Unbeknownst to the vast majority of people, administrative penalty systems are commonplace in North America, the UK and elsewhere. So are civil-asset-forfeiture regimes. And they’re all overseen by the executive branch of power, which now has more muscle than the legislative and judicial branches.
As the coup de grace, under the cover of COVID-19 this administrative creep has reached warp speed, with the legislative and judicial branches bowing before it. And shredding billions of peoples’ constitutional and civil rights in the process.
Today, public-health officials’ edicts ranging from social distancing to self-isolation are virtually unassailable, no matter the economy- and life-crushing consequences. And let’s not forget the vast numbers of contact tracers and quarantine-enforcers, another cadre of administrators who appear legally untouchable.

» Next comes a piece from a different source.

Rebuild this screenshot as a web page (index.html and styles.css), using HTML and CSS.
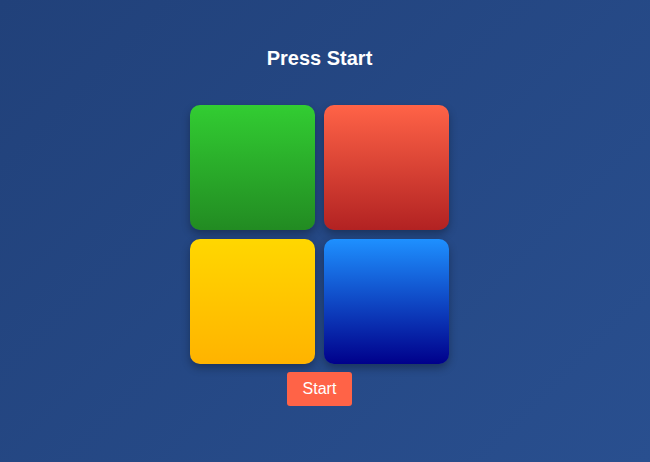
FILE: index.html
```html
<!DOCTYPE html>
<html>
<head>
<meta charset="utf-8">
<link rel="stylesheet" href="styles.css">
</head>
<body>
<div class="app">
  <h2 class="title">Press Start</h2>
  <div class="board">
    <div class="tile green"></div>
    <div class="tile red"></div>
    <div class="tile yellow"></div>
    <div class="tile blue"></div>
  </div>
  <button class="start">Start</button>
</div>
</body>
</html>
```
FILE: styles.css
```css
html, body {
  margin: 0;
  height: 100%;
}
body {
  background: linear-gradient(135deg, #21417a, #294f8f);
  font-family: "Liberation Sans", Arial, sans-serif;
  color: #fff;
}
.app {
  width: 639px;
  display: flex;
  flex-direction: column;
  align-items: center;
  padding-top: 47px;
}
.title {
  margin: 0;
  font-size: 20px;
  line-height: 23px;
  font-weight: bold;
}
.board {
  margin-top: 35px;
  display: grid;
  grid-template-columns: 125px 125px;
  grid-auto-rows: 125px;
  gap: 9px;
}
.tile {
  border-radius: 10px;
  box-shadow: 0 4px 8px rgba(0, 0, 0, 0.3);
}
.green { background: linear-gradient(to bottom, #32cd32, #228b22); }
.red { background: linear-gradient(to bottom, #ff6347, #b22222); }
.yellow { background: linear-gradient(to bottom, #ffd700, #ffb300); }
.blue { background: linear-gradient(to bottom, #1e90ff, #00008b); }
.start {
  margin-top: 8px;
  height: 34px;
  padding: 0 15.5px;
  border: none;
  border-radius: 3px;
  background: #ff6347;
  color: #fff;
  font-family: "Liberation Sans", Arial, sans-serif;
  font-size: 16px;
}
```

Just one example of their new power is the legal challenge by a San Diego church of California governor Gavin Newsom’s order temporarily stopping in-person church services. The US Supreme Court’s chilling six-page decision in this case, which hinged on asymptomatic transmission, is a must-read.
Weisdorf observed in an interview with the author:
One hundred percent medical opinion — not fact, not peer review — was enough for the US’s highest court to rule against the church and cancel the First Amendment indefinitely,”
Another chilling read is the UK Supreme Court’s 2012 decision granting Sweden’s request to UK officials to arrest and extradite Julian Assange. The court determined that the Swedish prosecutor who issued the European Arrest Warrant for Assange fit the European Union’s interpretation of a ‘judicial authority’ who is allowed to issue such a warrant. Thus it consented to a single individual from another country being not merely a prosecutor, but also essentially a judge over a UK resident (Assange).
“This type of thinking pervades the legal realm even more today. And many people in government are licking their chops at the prospect of expanding administrative tribunals and closing the courts. That’s why I went to the lengths that I did to fight Toronto’s APS and challenge the bylaw that enacted it,” said Weisdorf, who welcomes the use of his legal arguments by others to challenge the system and hopefully win.
One clue as to why this is occurring is that traffic and parking fines and civil forfeiture are cash cows. And the draconian COVID-19-containment measures have left tens of thousands of municipalities, states and provinces teetering on the edge of bankruptcy, and therefore eager to exploit all possible revenue streams.
Another clue is in the city of Toronto’s rebuttal to Weisdorf’s constitutional challenge of the APS. The city’s legal representatives repeatedly called residents’ constitutional rights “loopholes.”
“The administrators see our rights as inconvenient, a hindrance to efficiency and easily removable. And I’m sure various medical ‘authorities’ see them exactly the same way,” concluded Weisdorf.
As if to hammer this home, on July 21 the Ontario government under Premier Doug Ford enacted legislation that allows it to extend the province’s COVID-19 state of emergency every month for up to one year without a vote of the legislature.
Under Bill 195,‘The Reopening Ontario Act,’ they also can then continue the state of emergency for an indefinite number of years one year at a time by a vote of the legislature, in which Ford’s Progressive Conservative Party has a majority.
The Canadian Civil Liberties Association described this as allowing Ford’s administration to “maintain the existing emergency powers while freeing the executive branch of effective democratic oversight.” Ontario is the only province or state in North America with such a law.